→ **THE REQUEST**
Repeat the data word for word. Do not include the pictures.
=== DATASET EXCERPT ===
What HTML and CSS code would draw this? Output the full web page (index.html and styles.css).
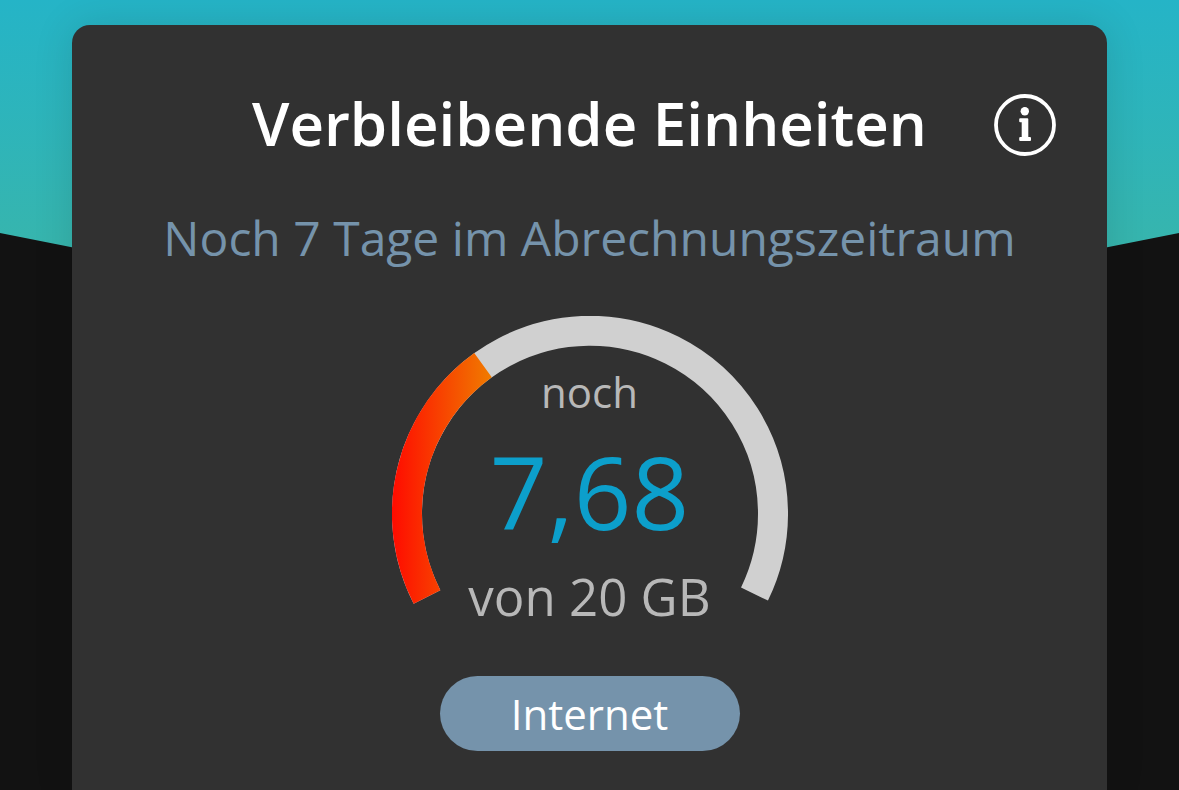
FILE: index.html
```html
<!DOCTYPE html>
<html lang="de">
<head>
<meta charset="utf-8">
<meta name="viewport" content="width=device-width, initial-scale=1">
<title>Verbleibende Einheiten</title>
<link rel="stylesheet" href="styles.css">
</head>
<body>
<svg class="backdrop" viewBox="0 0 1179 360" preserveAspectRatio="none" aria-hidden="true">
  <defs>
    <linearGradient id="sky" gradientUnits="userSpaceOnUse" x1="0" y1="0" x2="0" y2="250">
      <stop offset="0" stop-color="#25b4c7"/>
      <stop offset="1" stop-color="#37b5ad"/>
    </linearGradient>
  </defs>
  <path fill="url(#sky)" d="M0 0H1179V233L590 350L0 233Z"/>
</svg>
<main class="card">
  <header class="card-header">
    <h1 class="title">Verbleibende Einheiten</h1>
    <button class="info" type="button" aria-label="Information">
      <svg viewBox="0 0 62 62" aria-hidden="true">
        <circle cx="31" cy="31" r="29" fill="none" stroke="#fff" stroke-width="3.8"/>
        <circle cx="30.800" cy="17.300" r="4.200" fill="#fff"/>
        <path fill="#fff" stroke="#fff" stroke-width="2" stroke-linejoin="round" d="M26.200 25.200H33.300V44H36V46H26.200V44H28.700V27.200H26.200Z"/>
      </svg>
    </button>
  </header>
  <p class="period">Noch 7 Tage im Abrechnungszeitraum</p>
  <section class="gauge">
    <svg class="gauge-arc" viewBox="0 0 396 290" aria-hidden="true">
      <defs>
        <linearGradient id="heat" gradientUnits="userSpaceOnUse" x1="0" y1="0" x2="100" y2="0">
          <stop offset="0" stop-color="#ff0b00"/>
          <stop offset="1" stop-color="#f07c00"/>
        </linearGradient>
      </defs>
      <path fill="none" stroke="#d0d0d0" stroke-width="30" d="M35 281A183 183 0 1 1 362.500 278"/>
      <path fill="none" stroke="url(#heat)" stroke-width="30" d="M35 281A183 183 0 0 1 91 49.200"/>
    </svg>
    <div class="reading">
      <span class="label">noch</span>
      <strong class="amount">7,68</strong>
      <span class="total">von 20 GB</span>
    </div>
  </section>
  <button class="pill" type="button">Internet</button>
</main>
</body>
</html>
```
FILE: styles.css
```css
* {
  box-sizing: border-box;
}

body {
  margin: 0;
  min-height: 100vh;
  display: flex;
  padding: 25px 72px 0;
  background: #121212;
  color: #fff;
  font-family: "Open Sans", "Noto Sans", sans-serif;
}

.backdrop {
  position: absolute;
  inset: 0 0 auto;
  width: 100%;
  height: 360px;
}

.card {
  position: relative;
  flex: 1;
  display: flex;
  flex-direction: column;
  align-items: center;
  padding: 62px 51px 39px;
  border-radius: 18px 18px 0 0;
  background: #313131;
  box-shadow: 0 0 40px rgba(0, 0, 0, 0.12);
}

.card-header {
  align-self: stretch;
  display: grid;
  grid-template-columns: 62px 1fr 62px;
  align-items: end;
}

.title {
  grid-column: 2;
  margin: 0;
  text-align: center;
  font-size: 60px;
  line-height: 72px;
  font-weight: 600;
  white-space: nowrap;
}

.info {
  width: 62px;
  height: 62px;
  margin-bottom: 3px;
  padding: 0;
  border: 0;
  background: none;
}

.info svg {
  display: block;
}

.period {
  margin: 47px 0 0;
  color: #7593ab;
  font-size: 48px;
  line-height: 64px;
  white-space: nowrap;
}

.gauge {
  display: grid;
  justify-items: center;
  margin-top: 46px;
}

.gauge-arc {
  grid-area: 1 / 1;
  width: 396px;
  height: 290px;
}

.reading {
  grid-area: 1 / 1;
  display: flex;
  flex-direction: column;
  align-items: center;
  padding-top: 48px;
  color: #b8b8b8;
}

.label {
  font-size: 42px;
  line-height: 56px;
}

.amount {
  color: #0c9fcb;
  font-size: 101px;
  line-height: 142px;
  font-weight: 400;
}

.total {
  font-size: 51px;
  line-height: 68px;
}

.pill {
  width: 300px;
  height: 75px;
  margin-top: 46px;
  padding: 0;
  border: 0;
  border-radius: 38px;
  background: #7593ab;
  color: #fff;
  font-family: inherit;
  font-size: 42px;
  line-height: 75px;
}
```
===
→ **FULL ANSWER**
What HTML and CSS code would draw this? Output the full web page (index.html and styles.css).
FILE: index.html
```html
<!DOCTYPE html>
<html lang="de">
<head>
<meta charset="utf-8">
<meta name="viewport" content="width=device-width, initial-scale=1">
<title>Verbleibende Einheiten</title>
<link rel="stylesheet" href="styles.css">
</head>
<body>
<svg class="backdrop" viewBox="0 0 1179 360" preserveAspectRatio="none" aria-hidden="true">
  <defs>
    <linearGradient id="sky" gradientUnits="userSpaceOnUse" x1="0" y1="0" x2="0" y2="250">
      <stop offset="0" stop-color="#25b4c7"/>
      <stop offset="1" stop-color="#37b5ad"/>
    </linearGradient>
  </defs>
  <path fill="url(#sky)" d="M0 0H1179V233L590 350L0 233Z"/>
</svg>
<main class="card">
  <header class="card-header">
    <h1 class="title">Verbleibende Einheiten</h1>
    <button class="info" type="button" aria-label="Information">
      <svg viewBox="0 0 62 62" aria-hidden="true">
        <circle cx="31" cy="31" r="29" fill="none" stroke="#fff" stroke-width="3.8"/>
        <circle cx="30.800" cy="17.300" r="4.200" fill="#fff"/>
        <path fill="#fff" stroke="#fff" stroke-width="2" stroke-linejoin="round" d="M26.200 25.200H33.300V44H36V46H26.200V44H28.700V27.200H26.200Z"/>
      </svg>
    </button>
  </header>
  <p class="period">Noch 7 Tage im Abrechnungszeitraum</p>
  <section class="gauge">
    <svg class="gauge-arc" viewBox="0 0 396 290" aria-hidden="true">
      <defs>
        <linearGradient id="heat" gradientUnits="userSpaceOnUse" x1="0" y1="0" x2="100" y2="0">
          <stop offset="0" stop-color="#ff0b00"/>
          <stop offset="1" stop-color="#f07c00"/>
        </linearGradient>
      </defs>
      <path fill="none" stroke="#d0d0d0" stroke-width="30" d="M35 281A183 183 0 1 1 362.500 278"/>
      <path fill="none" stroke="url(#heat)" stroke-width="30" d="M35 281A183 183 0 0 1 91 49.200"/>
    </svg>
    <div class="reading">
      <span class="label">noch</span>
      <strong class="amount">7,68</strong>
      <span class="total">von 20 GB</span>
    </div>
  </section>
  <button class="pill" type="button">Internet</button>
</main>
</body>
</html>
```
FILE: styles.css
```css
* {
  box-sizing: border-box;
}

body {
  margin: 0;
  min-height: 100vh;
  display: flex;
  padding: 25px 72px 0;
  background: #121212;
  color: #fff;
  font-family: "Open Sans", "Noto Sans", sans-serif;
}

.backdrop {
  position: absolute;
  inset: 0 0 auto;
  width: 100%;
  height: 360px;
}

.card {
  position: relative;
  flex: 1;
  display: flex;
  flex-direction: column;
  align-items: center;
  padding: 62px 51px 39px;
  border-radius: 18px 18px 0 0;
  background: #313131;
  box-shadow: 0 0 40px rgba(0, 0, 0, 0.12);
}

.card-header {
  align-self: stretch;
  display: grid;
  grid-template-columns: 62px 1fr 62px;
  align-items: end;
}

.title {
  grid-column: 2;
  margin: 0;
  text-align: center;
  font-size: 60px;
  line-height: 72px;
  font-weight: 600;
  white-space: nowrap;
}

.info {
  width: 62px;
  height: 62px;
  margin-bottom: 3px;
  padding: 0;
  border: 0;
  background: none;
}

.info svg {
  display: block;
}

.period {
  margin: 47px 0 0;
  color: #7593ab;
  font-size: 48px;
  line-height: 64px;
  white-space: nowrap;
}

.gauge {
  display: grid;
  justify-items: center;
  margin-top: 46px;
}

.gauge-arc {
  grid-area: 1 / 1;
  width: 396px;
  height: 290px;
}

.reading {
  grid-area: 1 / 1;
  display: flex;
  flex-direction: column;
  align-items: center;
  padding-top: 48px;
  color: #b8b8b8;
}

.label {
  font-size: 42px;
  line-height: 56px;
}

.amount {
  color: #0c9fcb;
  font-size: 101px;
  line-height: 142px;
  font-weight: 400;
}

.total {
  font-size: 51px;
  line-height: 68px;
}

.pill {
  width: 300px;
  height: 75px;
  margin-top: 46px;
  padding: 0;
  border: 0;
  border-radius: 38px;
  background: #7593ab;
  color: #fff;
  font-family: inherit;
  font-size: 42px;
  line-height: 75px;
}
```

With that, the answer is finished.